Margaret Jane Kravchuk, Alternate Commission Member, Roosevelt Campobello International Park Commission
Margaret Kravchuk graduated from the University of Maine School of Law in Portland, Maine in 1976. She moved to Bangor, Maine, and spent the next thirty-eight years as a prosecutor and judge in Maine. In 1985, Governor Joseph Brennan appointed her to the Maine District Court and Governor Jock McKernan elevated her to the Maine Superior Court five years later. Kravchuk became a United States Magistrate Judge in 2000, serving on the federal district court in Maine and working in Bangor and Portland. Kravchuk and her husband purchased a small summer home on Campobello Island in Wilsons Beach, New Brunswick for a weekend retreat in 2002. Since retirement from the federal bench in 2014, Kravchuk has spent summers on Campobello whenever possible. She volunteers at the Campobello Public Library in Welshpool, New Brunswick, working with others in the library gardens. Kravchuk also volunteers in the Calais and Machias state courts, assisting with mediations in cases involving small claims and landlord tenant disputes.

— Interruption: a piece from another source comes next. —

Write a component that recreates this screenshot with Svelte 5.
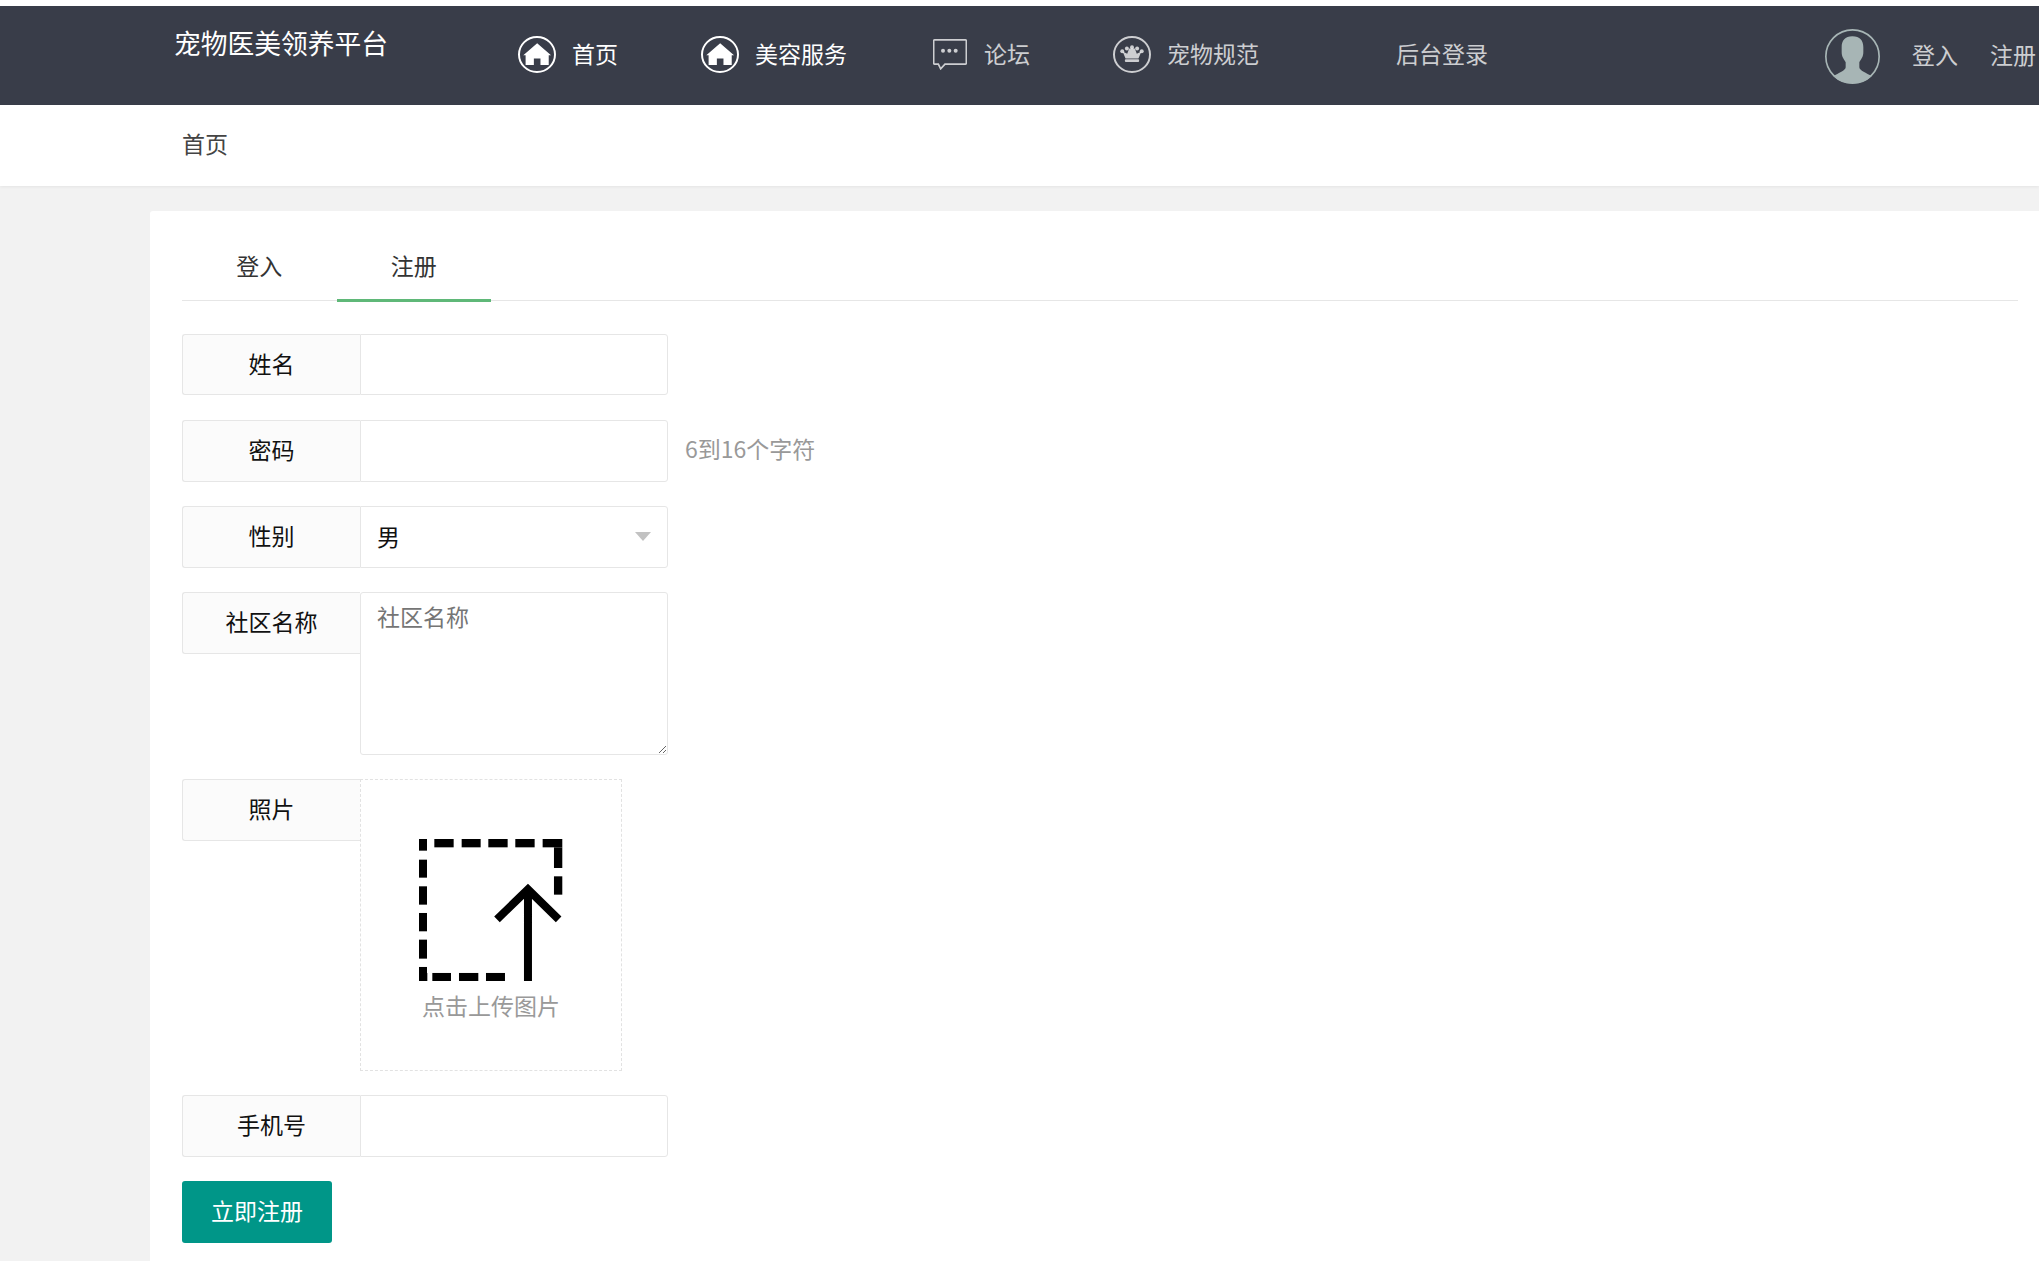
<script>
  const iconRects = [
    [0,0,24,35],[46,0,58,25],[128,0,57,25],[208,0,58,25],[289,0,58,25],[371,0,59,25],
    [405,25,25,62],[405,112,25,55],
    [0,62,24,54],[0,142,24,55],[0,222,24,55],[0,302,24,57],[0,384,24,43],
    [24,402,1,25],[40,402,56,25],[120,402,58,25],[201,402,57,25]
  ];
</script>

<div class="page">
  <header class="topbar">
    <div class="logo">宠物医美领养平台</div>
    <nav class="mainnav">
      <a class="item on">
        <svg class="ic" viewBox="0 0 115 112"><ellipse cx="57.5" cy="56" rx="54.5" ry="53" fill="none" stroke="currentColor" stroke-width="6"/><path d="M58 22 100 58H93V88H68V68H48V88H23V58H16Z" fill="currentColor"/></svg>
        <span>首页</span>
      </a>
      <a class="item on">
        <svg class="ic" viewBox="0 0 115 112"><ellipse cx="57.5" cy="56" rx="54.5" ry="53" fill="none" stroke="currentColor" stroke-width="6"/><path d="M58 22 100 58H93V88H68V68H48V88H23V58H16Z" fill="currentColor"/></svg>
        <span>美容服务</span>
      </a>
      <a class="item">
        <svg class="ic chat" viewBox="0 0 102 92"><path d="M5 2H97Q100 2 100 5V72Q100 75 97 75H36L23 89 16 75H5Q2 75 2 72V5Q2 2 5 2Z" fill="none" stroke="currentColor" stroke-width="5"/><circle cx="30" cy="35" r="6" fill="currentColor"/><circle cx="49" cy="35" r="6" fill="currentColor"/><circle cx="68" cy="35" r="6" fill="currentColor"/></svg>
        <span>论坛</span>
      </a>
      <a class="item">
        <svg class="ic" viewBox="0 0 115 112"><ellipse cx="57.5" cy="56" rx="54.5" ry="53" fill="none" stroke="currentColor" stroke-width="6"/><g fill="currentColor"><path d="M29 47 38 68H77L86 47 72 54 66 38H49L43 54Z"/><rect x="36" y="70" width="43" height="9" rx="3"/><circle cx="28" cy="46" r="6"/><circle cx="42" cy="38" r="6"/><circle cx="57.500" cy="34" r="6"/><circle cx="73" cy="38" r="6"/><circle cx="87" cy="46" r="6"/></g></svg>
        <span>宠物规范</span>
      </a>
      <a class="item admin"><span>后台登录</span></a>
    </nav>
    <div class="user">
      <svg class="avatar" viewBox="0 0 165 165"><circle cx="82.500" cy="82.500" r="80" fill="none" stroke="currentColor" stroke-width="5"/><path d="M82 22C60 22 50 35 50 55V70C50 85 58 92 62 100V115C62 125 40 132 25 142 42 158 62 163 82 163 103 163 123 158 140 142 125 132 103 125 103 115V100C107 92 115 85 115 70V55C115 35 105 22 82 22Z" fill="currentColor"/></svg>
      <a class="ulink first">登入</a>
      <a class="ulink">注册</a>
    </div>
  </header>

  <div class="crumb">首页</div>

  <main class="card">
    <ul class="tabs">
      <li>登入</li>
      <li class="active">注册</li>
    </ul>

    <form class="form" onsubmit={(e) => e.preventDefault()}>
      <div class="row short">
        <label class="lab" for="name">姓名</label>
        <input id="name" class="box" type="text" />
      </div>
      <div class="row">
        <label class="lab" for="pass">密码</label>
        <input id="pass" class="box" type="password" />
        <span class="hint">6到16个字符</span>
      </div>
      <div class="row">
        <div class="lab">性别</div>
        <div class="box select">男<i class="caret"></i></div>
      </div>
      <div class="row">
        <label class="lab" for="community">社区名称</label>
        <textarea id="community" class="box area" placeholder="社区名称"></textarea>
      </div>
      <div class="row">
        <div class="lab">照片</div>
        <div class="drop">
          <svg class="upload" viewBox="0 0 430 427">
            {#each iconRects as r}
              <rect x={r[0]} y={r[1]} width={r[2]} height={r[3]} fill="#000" />
            {/each}
            <path d="M234 241 327 151 419 241M327 151V427" fill="none" stroke="#000" stroke-width="24" />
          </svg>
          <p>点击上传图片</p>
        </div>
      </div>
      <div class="row">
        <label class="lab" for="phone">手机号</label>
        <input id="phone" class="box" type="text" />
      </div>
      <button class="submit" type="submit">立即注册</button>
    </form>
  </main>
</div>

<style>
  :global(body) {
    margin: 0;
    background: #f2f2f2;
    overflow: hidden;
  }
  .page {
    height: 1261px;
    overflow: hidden;
    padding-top: 6px;
    box-sizing: border-box;
    background: #f2f2f2;
    font-family: "Noto Sans CJK SC", "Noto Sans", sans-serif;
    font-size: 23px;
    font-weight: 400;
    color: #333;
    position: relative;
  }
  .page::before {
    content: "";
    position: absolute;
    top: 0;
    left: 0;
    right: 0;
    height: 6px;
    background: #fff;
  }
  .topbar {
    height: 99px;
    background: #393d49;
    display: flex;
    align-items: center;
    padding-left: 174px;
    color: #fff;
  }
  .logo {
    width: 214px;
    font-size: 26.750px;
    line-height: 36px;
    margin-top: -25px;
    white-space: nowrap;
  }
  .mainnav {
    display: flex;
    align-items: center;
    margin-left: 130px;
    margin-top: -2px;
  }
  .item {
    display: flex;
    align-items: center;
    gap: 16px;
    margin-right: 83px;
    color: rgba(255, 255, 255, 0.75);
    white-space: nowrap;
  }
  .item span {
    position: relative;
    top: -2px;
  }
  .item.on {
    color: #fff;
  }
  .ic {
    width: 38px;
    height: 37px;
    flex: none;
  }
  .ic.chat {
    width: 34px;
    height: 31px;
    margin-left: 3px;
    margin-right: 1px;
  }
  .admin {
    margin-left: 54px;
    margin-right: 0;
  }
  .user {
    margin-left: auto;
    display: flex;
    align-items: center;
    padding-right: 3px;
    color: rgba(255, 255, 255, 0.75);
    white-space: nowrap;
  }
  .avatar {
    width: 55px;
    height: 55px;
    color: #a7b5b5;
    position: relative;
    top: 1px;
  }
  .ulink {
    position: relative;
    top: -2px;
  }
  .ulink.first {
    margin-left: 32px;
    margin-right: 32px;
  }
  .crumb {
    height: 81px;
    box-sizing: border-box;
    padding-left: 182px;
    line-height: 76px;
    background: #fff;
    box-shadow: 0 1px 3px rgba(0, 0, 0, 0.06);
    position: relative;
    color: #444;
  }
  .card {
    margin: 25px 0 0 150px;
    padding: 25px 21px 0 32px;
    height: 1100px;
    background: #fff;
    border-radius: 3px 0 0 0;
  }
  .tabs {
    display: flex;
    list-style: none;
    margin: 0;
    padding: 0;
    height: 65px;
    box-sizing: border-box;
    border-bottom: 1px solid #e6e6e6;
  }
  .tabs li {
    width: 154.500px;
    height: 66px;
    line-height: 59px;
    text-align: center;
    box-sizing: border-box;
    color: #333;
  }
  .tabs li.active {
    border-bottom: 3px solid #5fb878;
  }
  .form {
    margin-top: 33px;
  }
  .row {
    display: flex;
    align-items: flex-start;
    margin-bottom: 24px;
  }
  .row.short {
    margin-bottom: 25px;
  }
  .short .lab,
  .short .box {
    height: 61px;
  }
  .lab {
    width: 178px;
    height: 62px;
    flex: none;
    box-sizing: border-box;
    border: 1px solid #e6e6e6;
    border-right: none;
    border-radius: 3px 0 0 3px;
    background: #fbfbfb;
    line-height: 57px;
    text-align: center;
    color: #111;
  }
  .box {
    width: 308px;
    height: 62px;
    box-sizing: border-box;
    border: 1px solid #e6e6e6;
    border-radius: 0 3px 3px 0;
    background: #fff;
    padding: 0 16px;
    margin: 0;
    font: inherit;
    outline: none;
    color: #111;
  }
  .select {
    position: relative;
    line-height: 58px;
  }
  .caret {
    position: absolute;
    right: 16px;
    top: 25px;
    width: 0;
    height: 0;
    border-left: 8.500px solid transparent;
    border-right: 8.500px solid transparent;
    border-top: 9px solid #c2c2c2;
  }
  .hint {
    margin-left: 17px;
    line-height: 56px;
    color: #999;
  }
  .area {
    height: 163px;
    padding: 7px 16px;
    line-height: 32px;
    display: block;
    border-radius: 3px;
  }
  .drop {
    width: 262px;
    height: 292px;
    box-sizing: border-box;
    border: 1px dashed #e2e2e2;
    display: flex;
    flex-direction: column;
    align-items: center;
    padding-top: 59px;
  }
  .upload {
    display: block;
    width: 143.300px;
    height: 142.300px;
  }
  .drop p {
    margin: 8px 0 0;
    font-size: 23px;
    line-height: 32px;
    color: #999;
  }
  .submit {
    display: block;
    width: 150px;
    height: 62px;
    padding: 0 0 4px;
    border: none;
    border-radius: 3px;
    background: #009688;
    color: #fff;
    font: inherit;
  }
</style>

Donald G. Soctomah, Alternate Commission Member, Roosevelt Campobello International Park Commission
Donald Soctomah was born in Eastport, Maine across the Bay from the Roosevelt Campobello International Park in New Brunswick. Soctomah attended school at Pleasant Point Passamaquoddy’s two-room schoolhouse, and later attended other schools across the nation from Hawaii to Brunswick, Maine. He graduated from the University of Maine – Orono with his Bachelor of Science and worked with the U.S. Forest Service for three years. He later worked with the Passamaquoddy Forestry Department for ten years. Soctomah was elected to the Maine Legislature for eight years, serving as the Passamaquoddy Legislative Representative, and is currently working as the Tribal Historic Preservation Officer with the Passamaquoddy Tribe. He is the author of a children’s book titled Remember Me, which tells the story of a young Franklin D. Roosevelt and Passamaquoddy Chief Tomah Joseph on Campobello Island.

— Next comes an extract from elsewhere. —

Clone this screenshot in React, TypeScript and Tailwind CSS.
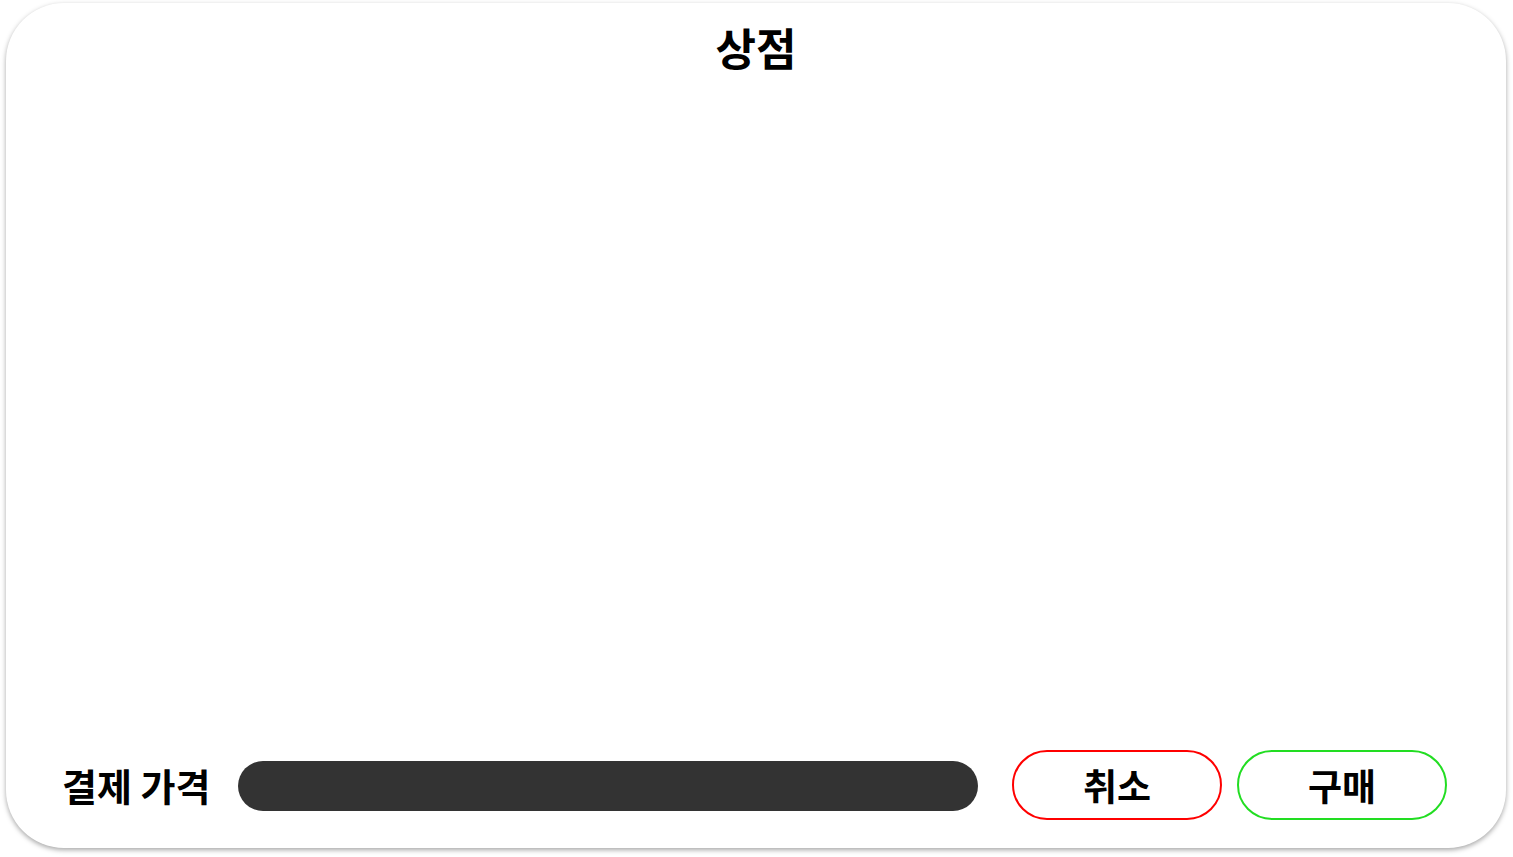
export default function App() {
  return (
    <div className="w-[1513px] h-[857px] bg-white pt-[3px] pl-[6px] font-['Noto_Sans_CJK_KR','Noto_Sans',sans-serif]">
      <div className="w-[1500px] h-[845px] rounded-[58px] bg-white shadow-[0_2px_5px_rgba(0,0,0,0.35)] flex flex-col">
        {/* Title */}
        <h1 className="text-center text-[44px] font-bold leading-none text-black pt-[22px]">상점</h1>

        <div className="flex-1" />

        {/* Payment row */}
        <div className="flex items-center pl-[56px] pr-[59px] pb-[28px]">
          <span className="text-[38px] font-bold leading-none text-black whitespace-nowrap">결제 가격</span>
          <div className="ml-[28px] mt-[2px] h-[50px] w-[740px] rounded-full bg-[#333333]" />
          <button className="ml-[34px] h-[70px] w-[210px] rounded-full border-2 border-[#ff0000] bg-white text-[37px] font-bold leading-none text-black">
            취소
          </button>
          <button className="ml-[15px] h-[70px] w-[210px] rounded-full border-2 border-[#22dd22] bg-white text-[37px] font-bold leading-none text-black">
            구매
          </button>
        </div>
      </div>
    </div>
  );
}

Upper Colorado River Commission
The Upper Colorado River Commission is an interstate water administrative agency established by action of five state legislatures and Congress with the enactment of the 1948 Upper Colorado River Basin Compact. The Commission’s role is to ensure the appropriate allocation of water from the Colorado River to the Upper Division States of Wyoming, Colorado, Utah, and New Mexico and to ensure compliance with the 1922 Colorado River Compact to the Lower Division States of Nevada, Arizona, and California and to the Republic of Mexico.
Anne J. Castle, United States Commissioner, Upper Colorado River Commission
Anne Castle is a senior fellow at the Getches-Wilkinson Center for Natural Resources, Energy, and the Environment at the University of Colorado Law School, focusing on western water issues, including Colorado River policy and management. She is a founding member of the Water Policy Group. From 2009 to 2014, Castle was the Assistant Secretary for Water and Science at the U.S. Department of the Interior where she oversaw water and science policy for the Department and had responsibility for the U.S. Bureau of Reclamation and the U.S. Geological Survey. While at Interior, Castle spearheaded the Department’s WaterSMART program, which provides federal leadership and funding to support sustainable water supplies and launched the federal Open Water Data Initiative. Castle provided hands-on leadership on Colorado River issues and was the Chair of the Glen Canyon Dam Adaptive Management Work Group and a champion of Minute 319 between the U.S. and Mexico.
Castle practiced law for 28 years in Denver, Colorado with the Rocky Mountain-based law firm of Holland & Hart LLP, specializing in water issues. She chaired the law firm’s management committee and its natural resources law department. She serves on the boards of the Colorado Water Trust, Western Resource Advocates, Airborne Snow Observatories, Stanford University’s Water in the West program, and the Colorado River Water and Tribes Initiative, where she is co-leading an initiative on universal access to clean drinking water on Indian reservations.